Stress Test Methodology

The Reserve Bank of India employed a macro stress test to assess the resilience of 46 major SCBs. This simulation projects the capital positions of these banks over an eighteen-month horizon, from September 2025 to March 2027. The test considers three distinct scenarios: a baseline scenario reflecting current forecasts, and two hypothetical adverse scenarios designed to simulate sharp deteriorations in global and domestic economic conditions.

Adverse Scenarios Detailed

Adverse Scenario 1 assumes a gradual global growth slowdown, driven by heightened economic uncertainty and ongoing geopolitical conflicts. This hypothetical situation would likely weigh on India's domestic economic activity, leading to a decline in GDP growth alongside a moderate rise in inflation. The central bank's policy space to ease interest rates to support growth is assumed to be limited in this scenario.

Adverse Scenario 2 presents a more severe external shock. It incorporates heightened global trade uncertainties, unfavorable trade deals, and a widening trade gap, projecting a sharp dent in domestic GDP growth. This scenario also factors in potential capital outflows, currency depreciation, and significant supply-side disruptions that could push inflation beyond acceptable limits. In response, the central bank is assumed to tighten monetary policy.

Financial Position Under Stress

Despite the stringent assumptions of the adverse scenarios, the stress test results reveal the banking system's expected ability to maintain adequate capital buffers. The aggregate Capital to Risk-weighted Assets Ratio (CRAR) for the 46 banks is projected to moderate slightly under the baseline scenario but could decline to 14.5 percent and 14.1 percent under the two adverse scenarios, respectively. Crucially, even under these severe stress conditions, no bank is expected to breach the minimum regulatory CRAR requirement of 9 percent.

However, the report notes that two banks might need to utilize their Capital Conservation Buffer (CCB) under adverse scenario 1, and four banks under adverse scenario 2, if they do not raise fresh capital. The Common Equity Tier 1 (CET1) capital ratio, a key measure of a bank's core capital strength, is also projected to remain above the minimum requirement of 8 percent, including the CCB, across all scenarios.

Asset Quality Outlook

On the asset quality front, the aggregate Gross Non-Performing Assets (GNPA) ratio is expected to improve under the baseline scenario, decreasing from 2.1 percent in September 2025 to 1.9 percent by March 2027. Under stress conditions, however, asset quality is anticipated to face pressure. The GNPA ratio could rise to 3.2 percent under adverse scenario 1 and reach 4.2 percent under adverse scenario 2, indicating potential challenges in loan recovery during economic downturns.

Impact

This report provides significant reassurance to investors and depositors regarding the stability and resilience of the Indian banking sector. The findings suggest that the system is robust enough to absorb potential macroeconomic shocks, thereby bolstering confidence in Indian financial institutions and the broader economy.
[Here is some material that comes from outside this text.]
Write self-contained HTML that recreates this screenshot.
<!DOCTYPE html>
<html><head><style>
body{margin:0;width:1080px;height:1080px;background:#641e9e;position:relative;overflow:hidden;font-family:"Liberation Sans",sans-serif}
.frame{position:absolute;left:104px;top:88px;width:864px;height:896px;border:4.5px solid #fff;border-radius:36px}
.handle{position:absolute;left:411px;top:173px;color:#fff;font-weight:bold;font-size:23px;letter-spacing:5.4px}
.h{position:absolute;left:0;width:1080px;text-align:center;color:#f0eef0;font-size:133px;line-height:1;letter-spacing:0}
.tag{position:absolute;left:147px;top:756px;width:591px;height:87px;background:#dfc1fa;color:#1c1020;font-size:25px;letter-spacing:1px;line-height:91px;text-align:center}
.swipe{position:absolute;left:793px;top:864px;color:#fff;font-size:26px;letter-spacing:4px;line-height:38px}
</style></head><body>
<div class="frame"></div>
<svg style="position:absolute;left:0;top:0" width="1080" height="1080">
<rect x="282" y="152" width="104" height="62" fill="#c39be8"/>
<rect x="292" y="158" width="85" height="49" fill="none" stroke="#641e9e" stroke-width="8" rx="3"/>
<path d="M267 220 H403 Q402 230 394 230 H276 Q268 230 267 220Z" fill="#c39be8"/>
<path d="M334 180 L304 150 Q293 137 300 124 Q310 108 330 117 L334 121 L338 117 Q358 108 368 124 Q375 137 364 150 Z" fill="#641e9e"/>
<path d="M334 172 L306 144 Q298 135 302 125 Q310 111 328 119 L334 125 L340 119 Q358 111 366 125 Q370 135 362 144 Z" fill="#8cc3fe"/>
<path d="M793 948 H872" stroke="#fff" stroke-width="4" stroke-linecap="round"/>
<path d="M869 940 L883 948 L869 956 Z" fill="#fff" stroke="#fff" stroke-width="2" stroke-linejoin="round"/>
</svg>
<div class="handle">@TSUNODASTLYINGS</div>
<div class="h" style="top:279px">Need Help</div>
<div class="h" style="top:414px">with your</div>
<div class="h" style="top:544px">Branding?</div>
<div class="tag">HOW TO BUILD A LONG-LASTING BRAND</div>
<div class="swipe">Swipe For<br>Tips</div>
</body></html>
This stability is crucial for continued economic growth and investment.
Impact Rating: 8/10

Difficult Terms Explained

  • CRAR (Capital to Risk-weighted Assets Ratio): A measure of a bank's financial strength, calculated by dividing its capital by its risk-weighted assets. It indicates how well a bank is capitalized relative to the risks it has taken.
  • GNPA (Gross Non-Performing Assets): Loans or advances where interest and/or principal payments have remained overdue for a specified period (usually 90 days). A higher GNPA ratio indicates poorer asset quality.
  • CCB (Capital Conservation Buffer): An additional layer of capital that banks are required to hold above the minimum regulatory requirement. It is designed to absorb losses during periods of financial stress, allowing banks to continue lending.
  • CET1 (Common Equity Tier 1) Capital Ratio: The highest quality of regulatory capital, consisting mainly of common stock and retained earnings. It represents a bank's core equity capital.